## [Records shown]

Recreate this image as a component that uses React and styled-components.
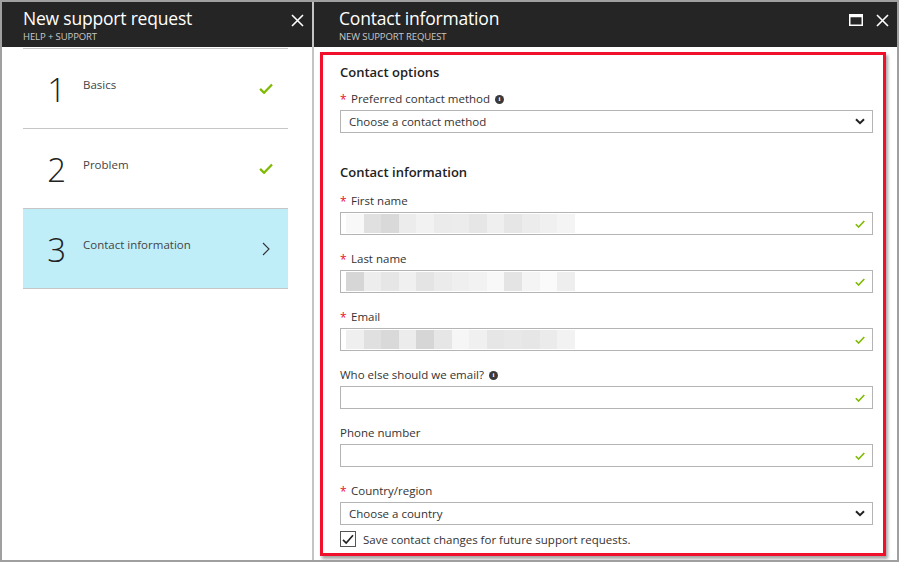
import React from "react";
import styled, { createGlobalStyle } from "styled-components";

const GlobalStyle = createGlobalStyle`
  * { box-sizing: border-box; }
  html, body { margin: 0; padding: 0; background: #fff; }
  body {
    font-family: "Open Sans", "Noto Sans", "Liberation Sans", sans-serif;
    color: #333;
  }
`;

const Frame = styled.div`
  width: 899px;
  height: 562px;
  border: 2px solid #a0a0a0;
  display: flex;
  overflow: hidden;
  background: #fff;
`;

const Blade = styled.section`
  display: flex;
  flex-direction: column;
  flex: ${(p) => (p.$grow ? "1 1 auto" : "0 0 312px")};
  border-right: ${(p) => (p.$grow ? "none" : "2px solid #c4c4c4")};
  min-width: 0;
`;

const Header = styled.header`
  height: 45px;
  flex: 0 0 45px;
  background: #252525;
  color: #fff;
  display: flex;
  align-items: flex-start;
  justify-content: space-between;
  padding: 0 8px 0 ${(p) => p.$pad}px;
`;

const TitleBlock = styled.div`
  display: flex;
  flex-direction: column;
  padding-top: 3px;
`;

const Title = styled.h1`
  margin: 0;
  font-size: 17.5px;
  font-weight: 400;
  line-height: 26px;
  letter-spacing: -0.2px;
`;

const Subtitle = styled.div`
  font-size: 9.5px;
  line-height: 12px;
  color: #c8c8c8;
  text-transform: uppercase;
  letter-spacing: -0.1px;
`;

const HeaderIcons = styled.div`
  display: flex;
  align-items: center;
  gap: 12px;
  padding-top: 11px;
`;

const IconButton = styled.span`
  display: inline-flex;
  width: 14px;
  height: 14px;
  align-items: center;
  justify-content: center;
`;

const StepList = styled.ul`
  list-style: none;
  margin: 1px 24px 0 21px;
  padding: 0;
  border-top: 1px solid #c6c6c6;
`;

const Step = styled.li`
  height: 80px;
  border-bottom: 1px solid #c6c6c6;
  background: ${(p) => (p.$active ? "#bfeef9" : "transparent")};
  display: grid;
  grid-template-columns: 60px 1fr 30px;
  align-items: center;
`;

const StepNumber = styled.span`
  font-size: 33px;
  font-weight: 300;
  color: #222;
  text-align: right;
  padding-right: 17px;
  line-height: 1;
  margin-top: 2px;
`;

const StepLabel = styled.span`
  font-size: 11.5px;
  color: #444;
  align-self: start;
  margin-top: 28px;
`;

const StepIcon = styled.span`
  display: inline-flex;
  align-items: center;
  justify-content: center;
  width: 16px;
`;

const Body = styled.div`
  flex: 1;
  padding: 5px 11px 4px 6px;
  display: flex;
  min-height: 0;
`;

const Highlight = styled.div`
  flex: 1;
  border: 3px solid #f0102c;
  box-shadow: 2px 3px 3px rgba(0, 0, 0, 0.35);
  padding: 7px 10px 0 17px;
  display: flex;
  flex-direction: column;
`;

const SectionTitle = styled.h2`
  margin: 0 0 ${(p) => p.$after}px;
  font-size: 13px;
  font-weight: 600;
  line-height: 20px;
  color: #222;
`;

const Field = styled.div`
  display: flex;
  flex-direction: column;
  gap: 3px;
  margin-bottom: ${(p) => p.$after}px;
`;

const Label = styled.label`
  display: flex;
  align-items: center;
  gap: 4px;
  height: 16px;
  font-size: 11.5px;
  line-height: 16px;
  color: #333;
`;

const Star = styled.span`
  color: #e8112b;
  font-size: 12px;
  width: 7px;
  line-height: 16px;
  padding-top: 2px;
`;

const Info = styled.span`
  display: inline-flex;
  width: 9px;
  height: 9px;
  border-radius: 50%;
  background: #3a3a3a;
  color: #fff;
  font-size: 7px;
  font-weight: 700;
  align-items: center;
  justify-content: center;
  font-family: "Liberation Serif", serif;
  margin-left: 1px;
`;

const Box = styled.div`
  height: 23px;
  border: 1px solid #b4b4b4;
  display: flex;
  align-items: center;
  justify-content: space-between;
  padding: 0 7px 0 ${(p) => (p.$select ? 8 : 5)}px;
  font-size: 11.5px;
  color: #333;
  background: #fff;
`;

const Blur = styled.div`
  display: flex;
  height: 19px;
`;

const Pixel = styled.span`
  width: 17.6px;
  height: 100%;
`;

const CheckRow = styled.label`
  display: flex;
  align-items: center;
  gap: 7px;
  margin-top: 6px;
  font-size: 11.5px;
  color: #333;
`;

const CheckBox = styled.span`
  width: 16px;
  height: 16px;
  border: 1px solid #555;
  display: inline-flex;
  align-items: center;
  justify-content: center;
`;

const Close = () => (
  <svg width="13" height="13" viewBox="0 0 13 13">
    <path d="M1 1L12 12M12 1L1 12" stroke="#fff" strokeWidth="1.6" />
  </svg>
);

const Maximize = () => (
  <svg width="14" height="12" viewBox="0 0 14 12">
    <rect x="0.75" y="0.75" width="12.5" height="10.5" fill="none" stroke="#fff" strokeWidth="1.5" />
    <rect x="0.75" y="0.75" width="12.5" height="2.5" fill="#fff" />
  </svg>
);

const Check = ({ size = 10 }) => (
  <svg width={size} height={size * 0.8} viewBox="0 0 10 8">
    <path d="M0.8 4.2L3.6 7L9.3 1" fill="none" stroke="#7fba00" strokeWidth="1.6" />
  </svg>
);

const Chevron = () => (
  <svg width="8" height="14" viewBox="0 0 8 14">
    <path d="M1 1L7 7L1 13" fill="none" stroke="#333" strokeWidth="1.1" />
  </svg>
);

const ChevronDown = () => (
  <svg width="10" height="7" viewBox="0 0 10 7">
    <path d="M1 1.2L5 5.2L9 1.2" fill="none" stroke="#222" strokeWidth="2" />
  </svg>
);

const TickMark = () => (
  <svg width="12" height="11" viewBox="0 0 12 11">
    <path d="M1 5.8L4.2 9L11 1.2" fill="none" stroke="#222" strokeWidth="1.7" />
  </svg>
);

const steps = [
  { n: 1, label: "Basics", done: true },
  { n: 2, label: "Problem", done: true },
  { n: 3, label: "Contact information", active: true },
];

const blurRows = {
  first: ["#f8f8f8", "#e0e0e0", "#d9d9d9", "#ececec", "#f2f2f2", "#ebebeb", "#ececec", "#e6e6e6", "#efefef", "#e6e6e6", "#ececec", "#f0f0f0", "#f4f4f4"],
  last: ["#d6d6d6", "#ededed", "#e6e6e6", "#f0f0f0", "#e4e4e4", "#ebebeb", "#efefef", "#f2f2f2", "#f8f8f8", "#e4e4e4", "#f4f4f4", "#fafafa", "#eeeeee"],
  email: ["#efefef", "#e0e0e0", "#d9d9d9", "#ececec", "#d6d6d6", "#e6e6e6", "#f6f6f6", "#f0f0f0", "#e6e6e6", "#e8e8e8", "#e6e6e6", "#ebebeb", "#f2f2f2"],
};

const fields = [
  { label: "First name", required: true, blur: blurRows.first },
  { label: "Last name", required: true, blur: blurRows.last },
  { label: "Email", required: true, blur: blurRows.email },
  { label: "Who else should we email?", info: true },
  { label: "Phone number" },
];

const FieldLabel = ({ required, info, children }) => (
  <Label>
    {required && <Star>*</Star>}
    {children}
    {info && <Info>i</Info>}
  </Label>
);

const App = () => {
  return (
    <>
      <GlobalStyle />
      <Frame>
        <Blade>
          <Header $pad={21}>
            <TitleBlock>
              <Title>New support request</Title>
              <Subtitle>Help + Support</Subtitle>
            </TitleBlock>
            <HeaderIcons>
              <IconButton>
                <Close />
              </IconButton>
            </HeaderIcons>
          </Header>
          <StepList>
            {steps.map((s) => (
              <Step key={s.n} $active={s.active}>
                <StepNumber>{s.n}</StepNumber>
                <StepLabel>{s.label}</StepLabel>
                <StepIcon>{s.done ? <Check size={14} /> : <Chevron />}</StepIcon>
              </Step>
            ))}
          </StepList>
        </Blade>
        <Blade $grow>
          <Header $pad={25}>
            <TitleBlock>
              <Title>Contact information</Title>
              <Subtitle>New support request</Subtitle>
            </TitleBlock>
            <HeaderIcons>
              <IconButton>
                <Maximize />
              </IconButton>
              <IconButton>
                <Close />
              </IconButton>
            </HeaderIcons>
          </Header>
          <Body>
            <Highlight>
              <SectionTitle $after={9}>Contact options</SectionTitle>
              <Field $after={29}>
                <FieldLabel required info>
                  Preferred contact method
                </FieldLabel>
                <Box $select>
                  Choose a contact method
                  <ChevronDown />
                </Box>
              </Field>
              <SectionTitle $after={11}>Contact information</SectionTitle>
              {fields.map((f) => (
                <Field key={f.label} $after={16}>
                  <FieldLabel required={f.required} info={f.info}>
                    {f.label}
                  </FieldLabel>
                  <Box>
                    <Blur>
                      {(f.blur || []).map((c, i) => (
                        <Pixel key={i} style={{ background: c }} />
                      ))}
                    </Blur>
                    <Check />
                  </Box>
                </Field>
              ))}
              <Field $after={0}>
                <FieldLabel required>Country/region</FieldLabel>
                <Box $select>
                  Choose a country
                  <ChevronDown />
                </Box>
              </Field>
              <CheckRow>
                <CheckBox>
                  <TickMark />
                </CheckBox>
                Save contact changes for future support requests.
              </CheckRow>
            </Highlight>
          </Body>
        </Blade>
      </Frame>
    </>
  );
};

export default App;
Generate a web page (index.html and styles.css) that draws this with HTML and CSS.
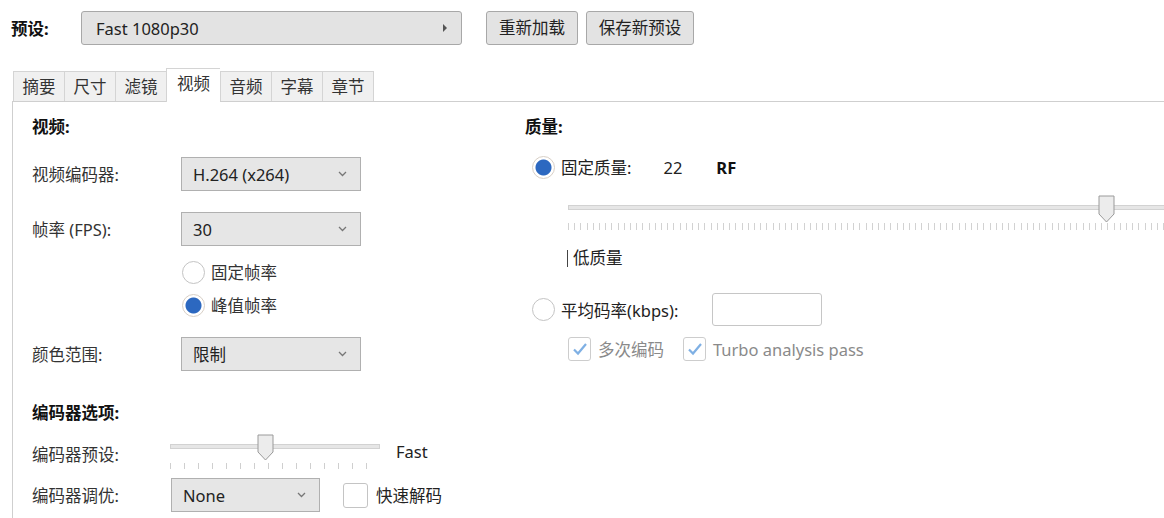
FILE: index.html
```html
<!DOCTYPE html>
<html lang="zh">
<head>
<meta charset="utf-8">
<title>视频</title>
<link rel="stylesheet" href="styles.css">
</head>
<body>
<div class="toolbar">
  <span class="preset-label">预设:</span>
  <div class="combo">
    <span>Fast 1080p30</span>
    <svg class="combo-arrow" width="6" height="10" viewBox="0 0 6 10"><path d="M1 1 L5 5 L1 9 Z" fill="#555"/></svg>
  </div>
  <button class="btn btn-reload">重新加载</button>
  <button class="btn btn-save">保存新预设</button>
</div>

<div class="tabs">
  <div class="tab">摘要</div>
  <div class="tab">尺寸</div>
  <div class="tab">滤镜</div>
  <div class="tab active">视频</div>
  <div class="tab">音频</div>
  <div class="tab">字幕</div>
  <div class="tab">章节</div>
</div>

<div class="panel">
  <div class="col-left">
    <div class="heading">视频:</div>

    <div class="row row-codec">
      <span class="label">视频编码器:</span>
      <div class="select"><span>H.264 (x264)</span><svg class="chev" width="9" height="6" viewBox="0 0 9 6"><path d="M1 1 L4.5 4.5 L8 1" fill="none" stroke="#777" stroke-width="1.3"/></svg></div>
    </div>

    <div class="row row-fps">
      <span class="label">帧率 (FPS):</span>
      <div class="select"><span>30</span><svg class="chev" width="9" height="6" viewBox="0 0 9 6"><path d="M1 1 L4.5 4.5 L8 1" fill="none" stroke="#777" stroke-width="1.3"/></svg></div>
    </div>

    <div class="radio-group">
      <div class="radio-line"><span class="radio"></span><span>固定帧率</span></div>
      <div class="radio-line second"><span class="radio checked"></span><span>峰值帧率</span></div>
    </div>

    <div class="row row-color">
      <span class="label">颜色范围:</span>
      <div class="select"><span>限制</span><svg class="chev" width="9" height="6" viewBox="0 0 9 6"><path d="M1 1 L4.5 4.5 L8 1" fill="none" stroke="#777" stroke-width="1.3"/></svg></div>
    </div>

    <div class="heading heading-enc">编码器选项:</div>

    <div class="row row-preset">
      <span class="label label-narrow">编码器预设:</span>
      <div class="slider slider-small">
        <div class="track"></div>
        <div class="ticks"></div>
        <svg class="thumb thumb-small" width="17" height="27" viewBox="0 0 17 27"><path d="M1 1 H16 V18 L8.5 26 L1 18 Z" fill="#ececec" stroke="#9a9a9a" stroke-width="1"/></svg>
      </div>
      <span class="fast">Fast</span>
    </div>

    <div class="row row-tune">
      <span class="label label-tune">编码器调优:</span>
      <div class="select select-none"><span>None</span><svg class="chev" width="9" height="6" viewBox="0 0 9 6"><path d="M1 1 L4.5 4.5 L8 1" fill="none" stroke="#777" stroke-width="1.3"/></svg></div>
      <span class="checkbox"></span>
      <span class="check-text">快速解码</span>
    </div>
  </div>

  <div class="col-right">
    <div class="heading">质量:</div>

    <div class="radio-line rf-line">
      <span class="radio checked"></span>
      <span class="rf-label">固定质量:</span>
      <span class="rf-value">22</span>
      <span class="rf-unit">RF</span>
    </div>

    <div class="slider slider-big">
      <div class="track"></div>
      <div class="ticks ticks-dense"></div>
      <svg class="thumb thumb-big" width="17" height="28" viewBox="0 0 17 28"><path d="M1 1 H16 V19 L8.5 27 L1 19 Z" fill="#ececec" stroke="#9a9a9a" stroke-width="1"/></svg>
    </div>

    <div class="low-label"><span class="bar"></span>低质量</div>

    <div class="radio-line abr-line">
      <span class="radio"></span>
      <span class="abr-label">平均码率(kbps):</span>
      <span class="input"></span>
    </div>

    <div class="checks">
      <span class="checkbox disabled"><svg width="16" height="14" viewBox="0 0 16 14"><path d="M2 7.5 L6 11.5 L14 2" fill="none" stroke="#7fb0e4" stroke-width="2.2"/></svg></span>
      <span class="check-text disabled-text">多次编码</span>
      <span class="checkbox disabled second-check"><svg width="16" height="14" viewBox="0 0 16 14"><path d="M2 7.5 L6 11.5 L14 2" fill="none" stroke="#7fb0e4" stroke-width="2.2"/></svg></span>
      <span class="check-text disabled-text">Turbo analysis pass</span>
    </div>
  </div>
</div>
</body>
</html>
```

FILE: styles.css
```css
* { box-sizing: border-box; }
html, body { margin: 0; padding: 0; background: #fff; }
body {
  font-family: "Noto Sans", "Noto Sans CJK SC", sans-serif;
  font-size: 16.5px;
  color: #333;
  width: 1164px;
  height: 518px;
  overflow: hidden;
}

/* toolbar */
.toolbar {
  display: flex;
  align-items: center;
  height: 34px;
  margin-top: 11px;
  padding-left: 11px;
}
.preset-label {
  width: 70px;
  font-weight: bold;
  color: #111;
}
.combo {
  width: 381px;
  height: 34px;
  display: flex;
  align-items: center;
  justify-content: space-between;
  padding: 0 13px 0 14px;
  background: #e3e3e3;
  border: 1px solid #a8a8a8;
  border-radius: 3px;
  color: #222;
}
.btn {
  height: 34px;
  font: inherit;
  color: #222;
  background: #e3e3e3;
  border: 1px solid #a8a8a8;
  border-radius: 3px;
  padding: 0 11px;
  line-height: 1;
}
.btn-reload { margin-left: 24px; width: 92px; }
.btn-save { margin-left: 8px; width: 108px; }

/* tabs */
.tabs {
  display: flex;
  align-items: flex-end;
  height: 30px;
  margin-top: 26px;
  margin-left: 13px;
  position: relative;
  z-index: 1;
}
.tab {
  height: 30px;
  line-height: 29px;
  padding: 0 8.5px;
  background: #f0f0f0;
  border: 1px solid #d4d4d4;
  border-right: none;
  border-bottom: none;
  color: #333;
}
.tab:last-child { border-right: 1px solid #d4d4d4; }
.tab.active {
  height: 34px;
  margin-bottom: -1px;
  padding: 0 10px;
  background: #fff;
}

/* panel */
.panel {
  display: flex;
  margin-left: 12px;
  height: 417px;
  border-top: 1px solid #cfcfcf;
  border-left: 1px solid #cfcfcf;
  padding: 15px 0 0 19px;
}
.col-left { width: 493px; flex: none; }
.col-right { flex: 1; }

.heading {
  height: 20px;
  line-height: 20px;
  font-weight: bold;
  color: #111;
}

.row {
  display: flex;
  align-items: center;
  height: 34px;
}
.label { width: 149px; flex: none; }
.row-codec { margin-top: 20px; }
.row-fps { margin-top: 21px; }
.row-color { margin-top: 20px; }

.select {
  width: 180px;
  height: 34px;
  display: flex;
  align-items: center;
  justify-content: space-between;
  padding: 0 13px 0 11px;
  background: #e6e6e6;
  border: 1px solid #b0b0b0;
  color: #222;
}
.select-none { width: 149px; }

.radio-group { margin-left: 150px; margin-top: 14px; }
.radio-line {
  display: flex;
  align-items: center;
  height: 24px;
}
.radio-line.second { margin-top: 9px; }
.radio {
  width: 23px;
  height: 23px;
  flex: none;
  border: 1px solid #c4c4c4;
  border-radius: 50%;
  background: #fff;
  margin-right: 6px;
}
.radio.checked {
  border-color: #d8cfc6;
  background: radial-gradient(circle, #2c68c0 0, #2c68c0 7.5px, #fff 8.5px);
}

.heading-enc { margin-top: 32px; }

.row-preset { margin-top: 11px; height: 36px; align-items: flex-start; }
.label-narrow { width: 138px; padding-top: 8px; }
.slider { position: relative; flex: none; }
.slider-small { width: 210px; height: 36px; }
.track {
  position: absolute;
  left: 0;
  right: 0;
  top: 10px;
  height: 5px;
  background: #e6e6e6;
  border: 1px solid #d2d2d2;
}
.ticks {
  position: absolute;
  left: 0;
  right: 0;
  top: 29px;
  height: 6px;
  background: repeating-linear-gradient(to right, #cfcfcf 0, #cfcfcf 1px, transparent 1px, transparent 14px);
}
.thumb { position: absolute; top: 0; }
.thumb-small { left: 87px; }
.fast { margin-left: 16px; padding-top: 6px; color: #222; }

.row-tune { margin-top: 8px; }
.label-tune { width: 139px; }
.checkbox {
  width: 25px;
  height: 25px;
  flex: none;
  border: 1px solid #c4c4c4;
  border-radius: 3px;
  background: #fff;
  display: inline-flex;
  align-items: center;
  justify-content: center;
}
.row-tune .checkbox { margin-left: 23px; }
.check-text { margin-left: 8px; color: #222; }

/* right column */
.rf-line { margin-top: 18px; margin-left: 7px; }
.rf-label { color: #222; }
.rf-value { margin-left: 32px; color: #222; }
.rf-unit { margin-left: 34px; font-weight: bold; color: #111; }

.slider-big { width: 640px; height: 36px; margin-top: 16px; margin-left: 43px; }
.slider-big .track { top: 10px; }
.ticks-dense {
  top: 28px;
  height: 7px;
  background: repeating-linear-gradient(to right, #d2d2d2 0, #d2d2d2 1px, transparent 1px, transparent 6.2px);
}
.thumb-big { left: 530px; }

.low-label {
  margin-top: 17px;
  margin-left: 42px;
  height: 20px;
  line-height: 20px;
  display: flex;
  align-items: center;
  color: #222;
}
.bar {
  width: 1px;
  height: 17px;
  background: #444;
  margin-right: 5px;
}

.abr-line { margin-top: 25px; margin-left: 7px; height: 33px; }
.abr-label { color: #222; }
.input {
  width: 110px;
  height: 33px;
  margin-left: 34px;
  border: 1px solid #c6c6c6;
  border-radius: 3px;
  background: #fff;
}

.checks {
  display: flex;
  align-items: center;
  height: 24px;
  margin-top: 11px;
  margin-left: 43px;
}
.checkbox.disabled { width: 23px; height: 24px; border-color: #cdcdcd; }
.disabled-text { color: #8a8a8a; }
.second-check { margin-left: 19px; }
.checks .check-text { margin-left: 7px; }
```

## [Exercise]
Select every line of the material above holding the word "React" and copy it.

## [Response to this exercise]
Recreate this image as a component that uses React and styled-components.
import React from "react";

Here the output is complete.